Work to do
Seek out every line containing the word "with", and copy each.

-- Begin --

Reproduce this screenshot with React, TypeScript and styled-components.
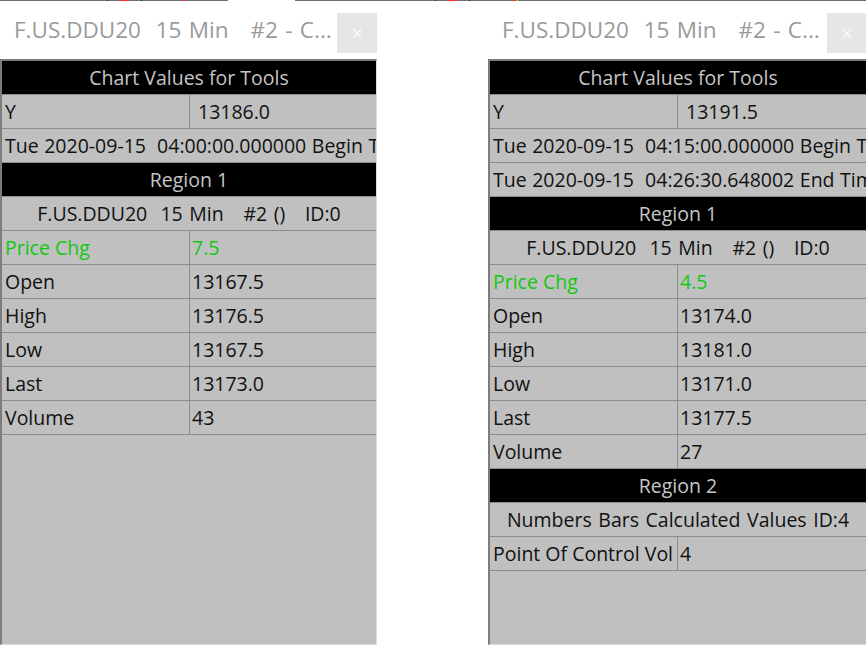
import React from "react";
import styled, { createGlobalStyle } from "styled-components";

type Row =
  | { kind: "header"; text: string }
  | { kind: "center"; text: string }
  | { kind: "line"; text: string }
  | { kind: "pair"; label: string; value: string; green?: boolean; indent?: boolean };

interface WindowData {
  title: string;
  width: number;
  rows: Row[];
}

const ohlc = (o: string, h: string, l: string, c: string, v: string): Row[] => [
  { kind: "pair", label: "Open", value: o },
  { kind: "pair", label: "High", value: h },
  { kind: "pair", label: "Low", value: l },
  { kind: "pair", label: "Last", value: c },
  { kind: "pair", label: "Volume", value: v },
];

const windows: WindowData[] = [
  {
    title: "F.US.DDU20  15 Min   #2 - C...",
    width: 377,
    rows: [
      { kind: "header", text: "Chart Values for Tools" },
      { kind: "pair", label: "Y", value: "13186.0", indent: true },
      { kind: "line", text: "Tue 2020-09-15  04:00:00.000000 Begin Time" },
      { kind: "header", text: "Region 1" },
      { kind: "center", text: "F.US.DDU20  15 Min   #2 ()   ID:0" },
      { kind: "pair", label: "Price Chg", value: "7.5", green: true },
      ...ohlc("13167.5", "13176.5", "13167.5", "13173.0", "43"),
    ],
  },
  {
    title: "F.US.DDU20  15 Min   #2 - C...",
    width: 379,
    rows: [
      { kind: "header", text: "Chart Values for Tools" },
      { kind: "pair", label: "Y", value: "13191.5", indent: true },
      { kind: "line", text: "Tue 2020-09-15  04:15:00.000000 Begin Time" },
      { kind: "line", text: "Tue 2020-09-15  04:26:30.648002 End Time" },
      { kind: "header", text: "Region 1" },
      { kind: "center", text: "F.US.DDU20  15 Min   #2 ()   ID:0" },
      { kind: "pair", label: "Price Chg", value: "4.5", green: true },
      ...ohlc("13174.0", "13181.0", "13171.0", "13177.5", "27"),
      { kind: "header", text: "Region 2" },
      { kind: "center", text: "Numbers Bars Calculated Values ID:4" },
      { kind: "pair", label: "Point Of Control Vol", value: "4" },
    ],
  },
];

// leftover of the chart above the tool windows: a 1px line with a few marks
const TopMarks = () => (
  <TopStrip width="866" height="1" viewBox="0 0 866 1">
    <rect x="0" y="0" width="228" height="1" fill="#6e6e6e" />
    <rect x="295" y="0" width="571" height="1" fill="#6e6e6e" />
    <rect x="107" y="0" width="1" height="1" fill="#1a1a1a" />
    <rect x="141" y="0" width="1" height="1" fill="#1a1a1a" />
    <rect x="120" y="0" width="9" height="1" fill="#ff2a2a" />
    <rect x="183" y="0" width="3" height="1" fill="#ff2a2a" />
    <rect x="435" y="0" width="1" height="1" fill="#1a1a1a" />
    <rect x="469" y="0" width="1" height="1" fill="#1a1a1a" />
    <rect x="448" y="0" width="9" height="1" fill="#ff2a2a" />
    <rect x="512" y="0" width="3" height="1" fill="#ff2a2a" />
    <rect x="517" y="0" width="1" height="1" fill="#ffe600" />
  </TopStrip>
);

const TableRow = ({ row }: { row: Row }) => {
  switch (row.kind) {
    case "header":
      return <HeaderRow>{row.text}</HeaderRow>;
    case "center":
      return <CenterRow>{row.text}</CenterRow>;
    case "line":
      return <LineRow>{row.text}</LineRow>;
    default:
      return (
        <PairRow $green={row.green}>
          <Label>{row.label}</Label>
          <Value $indent={row.indent}>{row.value}</Value>
        </PairRow>
      );
  }
};

const ToolWindow = ({ data }: { data: WindowData }) => (
  <Window $width={data.width}>
    <TitleBar>
      <Title>{data.title}</Title>
      <CloseButton>×</CloseButton>
    </TitleBar>
    <Panel>
      {data.rows.map((row, i) => (
        <TableRow key={i} row={row} />
      ))}
    </Panel>
  </Window>
);

export default function App() {
  return (
    <Page>
      <GlobalStyle />
      <TopMarks />
      <Windows>
        {windows.map((w, i) => (
          <ToolWindow key={i} data={w} />
        ))}
      </Windows>
    </Page>
  );
}

const GlobalStyle = createGlobalStyle`
  html, body {
    margin: 0;
    padding: 0;
    background: #ffffff;
  }
  body {
    font-family: "Open Sans", "Noto Sans", sans-serif;
    overflow: hidden;
  }
`;

const Page = styled.div`
  width: 866px;
  height: 646px;
  overflow: hidden;
  display: flex;
  flex-direction: column;
  background: #ffffff;
`;

const TopStrip = styled.svg`
  display: block;
  flex-shrink: 0;
`;

const Windows = styled.div`
  display: flex;
  gap: 111px;
  height: 644px;
`;

const Window = styled.div<{ $width: number }>`
  width: ${(p) => p.$width}px;
  flex-shrink: 0;
  display: flex;
  flex-direction: column;
`;

const TitleBar = styled.div`
  height: 58px;
  display: flex;
  justify-content: space-between;
  align-items: flex-start;
  background: #ffffff;
`;

const Title = styled.div`
  padding: 16px 0 0 14px;
  font-size: 22.5px;
  line-height: 26px;
  word-spacing: 1.5px;
  color: #9a9a9a;
  white-space: pre;
`;

const CloseButton = styled.div`
  margin-top: 12px;
  width: 40px;
  height: 40px;
  display: flex;
  align-items: center;
  justify-content: center;
  background: #e6e6e6;
  color: #f7f7f7;
  font-size: 17px;
  font-family: "DejaVu Sans", sans-serif;
`;

const Panel = styled.div`
  flex: 1;
  display: flex;
  flex-direction: column;
  background: #c0c0c0;
  border-top: 2px solid #7c7c7c;
  border-left: 2px solid #7c7c7c;
  border-right: 1px solid #dcdcdc;
  border-bottom: 1px solid #dcdcdc;
  overflow: hidden;
`;

const BaseRow = styled.div`
  height: 34px;
  box-sizing: border-box;
  flex-shrink: 0;
  padding-top: 1px;
  border-bottom: 1px solid #8c8c8c;
  font-size: 19.5px;
  line-height: 32px;
  color: #111111;
  white-space: pre;
  overflow: hidden;
`;

const HeaderRow = styled(BaseRow)`
  background: #000000;
  color: #c6c6c6;
  text-align: center;
`;

const CenterRow = styled(BaseRow)`
  text-align: center;
  word-spacing: 1.5px;
`;

const LineRow = styled(BaseRow)`
  padding-left: 3px;
  word-spacing: 0.5px;
`;

const PairRow = styled(BaseRow)<{ $green?: boolean }>`
  display: grid;
  grid-template-columns: 188px 1fr;
  padding-top: 0;
  line-height: 33px;
  color: ${(p) => (p.$green ? "#10c810" : "#111111")};
`;

const Label = styled.div`
  box-sizing: border-box;
  padding: 1px 0 0 3px;
  line-height: 32px;
  border-right: 1px solid #8c8c8c;
  overflow: hidden;
`;

const Value = styled.div<{ $indent?: boolean }>`
  padding: 1px 0 0 ${(p) => (p.$indent ? 8 : 2)}px;
  line-height: 32px;
  overflow: hidden;
`;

-- End --

Correct result
Reproduce this screenshot with React, TypeScript and styled-components.
// leftover of the chart above the tool windows: a 1px line with a few marks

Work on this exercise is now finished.